Vous avez évoqué l'attractivité du centre de formation militaire professionnelle et le fait que tous ceux qui le souhaitent ne pourraient pas suivre ses formations car Fontenay-le-Comte n'est pas forcément accessible. C'est pourquoi, nous avons ouvert une antenne du CMFP à Saint Mandrier à côté de Toulon, afin de couvrir le quart Sud Est. Par ailleurs, il pourrait être envisagé selon une échéance qui n'est pas encore déterminée d'ouvrir le même type de section délocalisée du CMPF afin de couvrir le Nord Est de la France. S'agissant de la prise en compte du handicap, le ministère des Armées recrute des personnels en situation de handicap, et nous sommes particulièrement attentifs à nos blessés de guerre, dont certains sont frappés de handicap ; nous avons de facto, hélas ! une expertise dans ce domaine. Du reste, nous avons, depuis longtemps, une Déléguée nationale au handicap (DNH) et une ergonome, qui nous aident à concevoir des postes adaptés. Par ailleurs, le télétravail est une possibilité pour faciliter, quelques jours par semaine, la vie des personnels pour qui les trajets sont pénibles. Nous travaillons également à l'amélioration de l'accessibilité des locaux. Nous menons donc une véritable politique du handicap. Sophie Cluzel, que nous avons accueillie lors de la présentation de notre dernier plan annuel, a d'ailleurs salué les initiatives du ministère en la matière. Encore une fois, nous avons, hélas ! une expertise toute particulière dans ce domaine.
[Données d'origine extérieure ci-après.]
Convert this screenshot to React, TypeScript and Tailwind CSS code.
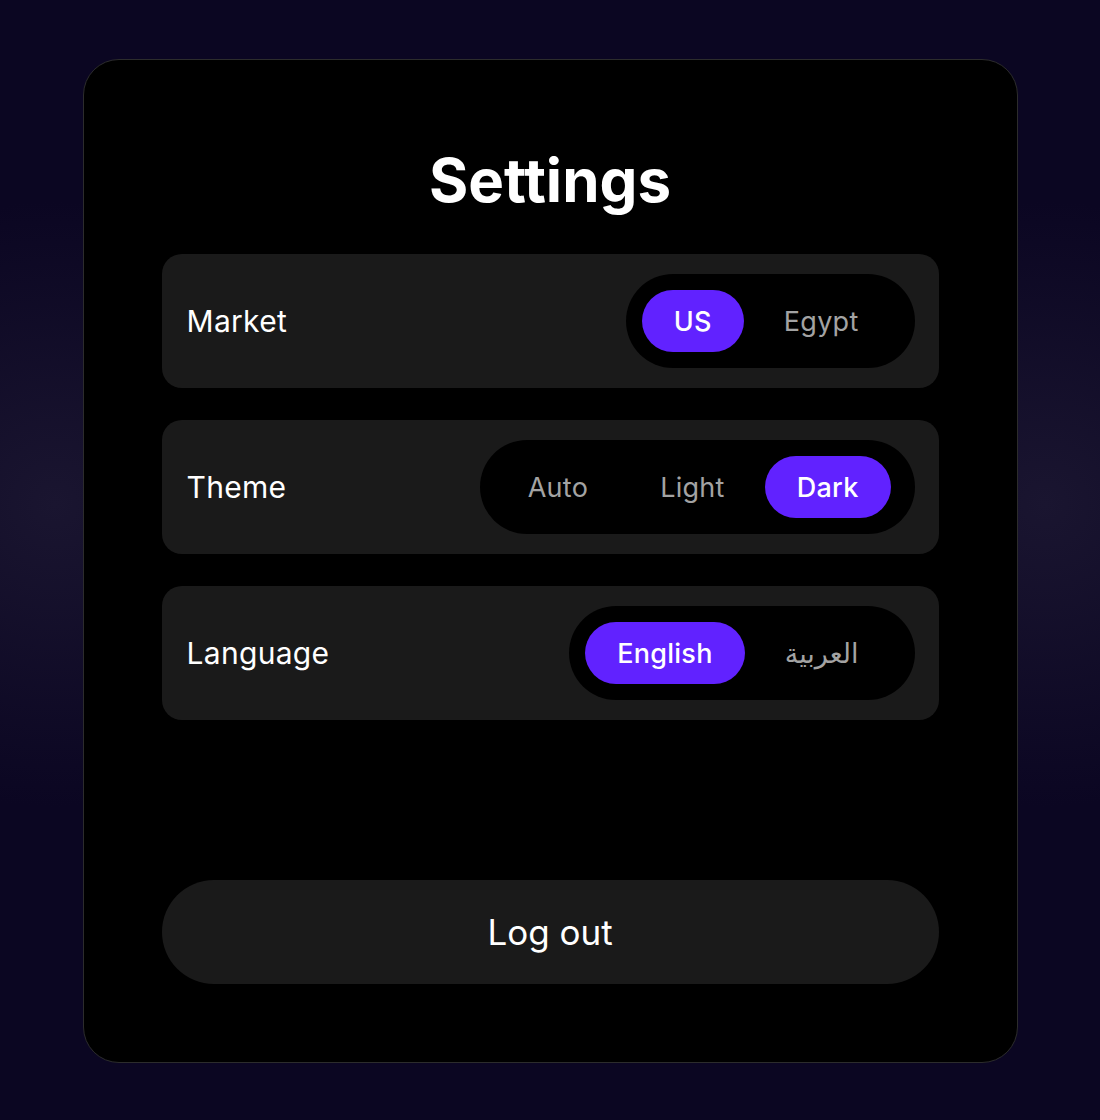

Enfin en ce qui concerne la reconversion, vous avez parfaitement raison, la certification et la traduction des qualifications militaires en qualifications civiles sont un véritable enjeu. C'est pourquoi les différentes armées se sont engagées à augmenter considérablement le nombre des équivalences : il y en aura une dizaine de plus cette année, et cet effort sera poursuivi pendant les trois prochaines années C'est une tendance que nous devons absolument maintenir.